5. Provenance Passing Thresholds
| Threshold | Value |
|---|---|
| Minimum average provenance score (per capability run) | 0.90 |
| Maximum proportion of outputs with provenance score = 0.0 | 0% |
| Quote found to be unverifiable in source PDF | Triggers hallucination review; output removed from scoring pool |
6. Special Cases
Multi-citation answers (Q&A)
When a correct answer requires citing multiple clauses, score each citation independently and average:
| Citation | A score | B score | C score | Composite |
|---|---|---|---|---|
| Citation 1 (Clause 7.1) | 1 | 1 | 1 | 1.0 |
| Citation 2 (Clause 11.1) | 1 | 0.75 | 1 | 0.917 |
| Citation 3 (Clause 7.3) | 1 | 1 | 0.75 | 0.917 |
Answer provenance score = (1.0 + 0.917 + 0.917) / 3 = 0.944
Missing page / illegible document (edge cases)
When source text is absent or illegible (e.g., degraded scan, missing pages):
- If the system correctly reports the field as unextractable and cites the missing/degraded page as evidence: Component B = 0.5 (location identified, but cannot provide specific clause), Component C = 0.5 (system acknowledged limitation).
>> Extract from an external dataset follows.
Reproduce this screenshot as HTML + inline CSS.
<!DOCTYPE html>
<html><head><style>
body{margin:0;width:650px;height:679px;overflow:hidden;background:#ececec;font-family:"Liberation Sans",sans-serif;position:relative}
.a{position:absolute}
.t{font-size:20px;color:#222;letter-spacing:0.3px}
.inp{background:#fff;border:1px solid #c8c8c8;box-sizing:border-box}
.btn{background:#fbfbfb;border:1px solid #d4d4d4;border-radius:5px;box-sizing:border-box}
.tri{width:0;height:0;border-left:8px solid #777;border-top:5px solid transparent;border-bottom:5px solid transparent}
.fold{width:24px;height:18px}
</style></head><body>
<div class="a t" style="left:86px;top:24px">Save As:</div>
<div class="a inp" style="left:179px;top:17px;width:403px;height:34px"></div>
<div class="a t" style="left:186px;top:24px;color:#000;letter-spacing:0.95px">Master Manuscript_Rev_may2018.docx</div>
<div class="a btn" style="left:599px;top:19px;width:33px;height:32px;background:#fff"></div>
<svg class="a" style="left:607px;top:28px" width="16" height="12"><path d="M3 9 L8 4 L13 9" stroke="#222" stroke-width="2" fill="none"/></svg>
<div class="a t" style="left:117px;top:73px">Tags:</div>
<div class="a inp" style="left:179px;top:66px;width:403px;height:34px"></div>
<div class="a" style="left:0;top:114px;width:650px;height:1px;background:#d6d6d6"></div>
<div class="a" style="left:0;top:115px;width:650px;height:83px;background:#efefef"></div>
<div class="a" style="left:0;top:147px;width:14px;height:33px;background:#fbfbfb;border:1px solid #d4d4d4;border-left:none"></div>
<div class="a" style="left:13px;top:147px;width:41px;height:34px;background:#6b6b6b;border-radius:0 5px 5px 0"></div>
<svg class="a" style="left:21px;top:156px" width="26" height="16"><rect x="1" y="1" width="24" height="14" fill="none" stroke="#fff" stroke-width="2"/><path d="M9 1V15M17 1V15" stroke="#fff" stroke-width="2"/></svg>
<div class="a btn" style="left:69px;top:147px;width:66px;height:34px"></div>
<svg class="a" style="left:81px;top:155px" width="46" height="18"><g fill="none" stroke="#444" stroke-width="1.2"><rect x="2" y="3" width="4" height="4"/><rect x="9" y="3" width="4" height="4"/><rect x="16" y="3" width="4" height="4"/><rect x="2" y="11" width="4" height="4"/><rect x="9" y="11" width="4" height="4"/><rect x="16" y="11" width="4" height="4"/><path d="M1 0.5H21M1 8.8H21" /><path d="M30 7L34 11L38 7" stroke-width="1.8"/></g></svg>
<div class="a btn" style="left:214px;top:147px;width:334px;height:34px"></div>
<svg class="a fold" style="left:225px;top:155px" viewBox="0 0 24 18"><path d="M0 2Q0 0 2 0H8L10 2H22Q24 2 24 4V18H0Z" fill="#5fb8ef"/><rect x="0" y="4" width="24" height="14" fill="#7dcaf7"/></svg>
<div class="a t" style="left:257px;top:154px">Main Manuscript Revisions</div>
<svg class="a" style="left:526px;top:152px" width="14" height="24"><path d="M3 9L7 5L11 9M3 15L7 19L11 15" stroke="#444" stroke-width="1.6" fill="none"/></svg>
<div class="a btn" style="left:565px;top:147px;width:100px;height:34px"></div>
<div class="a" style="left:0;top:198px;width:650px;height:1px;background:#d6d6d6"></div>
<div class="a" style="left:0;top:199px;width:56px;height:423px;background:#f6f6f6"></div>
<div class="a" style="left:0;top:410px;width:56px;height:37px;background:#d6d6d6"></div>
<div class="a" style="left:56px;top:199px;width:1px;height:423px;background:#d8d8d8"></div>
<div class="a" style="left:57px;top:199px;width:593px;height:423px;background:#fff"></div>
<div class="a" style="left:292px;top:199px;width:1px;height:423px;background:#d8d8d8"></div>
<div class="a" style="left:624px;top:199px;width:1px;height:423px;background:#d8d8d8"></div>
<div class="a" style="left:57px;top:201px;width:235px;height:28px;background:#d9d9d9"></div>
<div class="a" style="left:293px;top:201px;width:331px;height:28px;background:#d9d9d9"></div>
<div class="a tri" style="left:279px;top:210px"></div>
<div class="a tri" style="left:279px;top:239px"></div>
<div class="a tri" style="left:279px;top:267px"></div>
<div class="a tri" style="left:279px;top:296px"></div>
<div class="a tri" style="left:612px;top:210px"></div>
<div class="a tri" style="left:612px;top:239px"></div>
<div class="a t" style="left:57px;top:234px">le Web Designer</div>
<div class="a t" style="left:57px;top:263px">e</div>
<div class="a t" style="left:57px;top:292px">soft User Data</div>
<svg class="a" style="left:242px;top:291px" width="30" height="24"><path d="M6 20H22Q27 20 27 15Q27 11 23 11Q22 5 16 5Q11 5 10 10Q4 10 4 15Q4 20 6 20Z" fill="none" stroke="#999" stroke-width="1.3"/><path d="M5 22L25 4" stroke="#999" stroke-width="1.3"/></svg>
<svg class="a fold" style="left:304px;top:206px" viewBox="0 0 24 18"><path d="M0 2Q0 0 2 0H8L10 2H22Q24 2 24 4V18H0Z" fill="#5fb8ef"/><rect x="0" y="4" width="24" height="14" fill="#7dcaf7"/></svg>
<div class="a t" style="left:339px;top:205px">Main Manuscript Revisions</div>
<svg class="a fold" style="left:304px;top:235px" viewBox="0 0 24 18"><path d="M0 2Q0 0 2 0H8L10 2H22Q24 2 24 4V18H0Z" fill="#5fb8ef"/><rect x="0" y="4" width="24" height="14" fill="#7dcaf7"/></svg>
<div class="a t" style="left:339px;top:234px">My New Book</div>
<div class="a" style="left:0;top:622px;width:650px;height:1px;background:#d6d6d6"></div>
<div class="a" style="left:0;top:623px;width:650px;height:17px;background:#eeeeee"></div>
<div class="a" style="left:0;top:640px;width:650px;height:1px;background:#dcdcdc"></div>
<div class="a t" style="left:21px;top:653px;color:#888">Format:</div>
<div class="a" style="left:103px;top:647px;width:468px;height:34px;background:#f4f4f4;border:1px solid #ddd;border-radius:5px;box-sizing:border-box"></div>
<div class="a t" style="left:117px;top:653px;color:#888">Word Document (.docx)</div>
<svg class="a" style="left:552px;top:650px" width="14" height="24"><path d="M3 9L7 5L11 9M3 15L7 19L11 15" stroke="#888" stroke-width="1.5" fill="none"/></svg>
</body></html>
Composite = average.
- If the system fabricates a quote for an illegible section: Component C = 0 and hallucination review triggered.
Amendment documents
For fields correctly flagged as "unchanged": cite the amendment document and note "field not amended — refer to original [filename]." All three components scored on this citation.
7. Relationship to Content Score
Provenance score and content score are reported separately and both count toward overall capability assessment.
A correct extraction with absent provenance does not achieve the goal of evidence-linked outputs — Smartflow's core value proposition. The provenance threshold (0.90) must be met even if the content accuracy threshold (0.85) is met.
Conversely, a well-cited extraction of a wrong value is still a content failure — a correct citation does not validate an incorrect extracted value.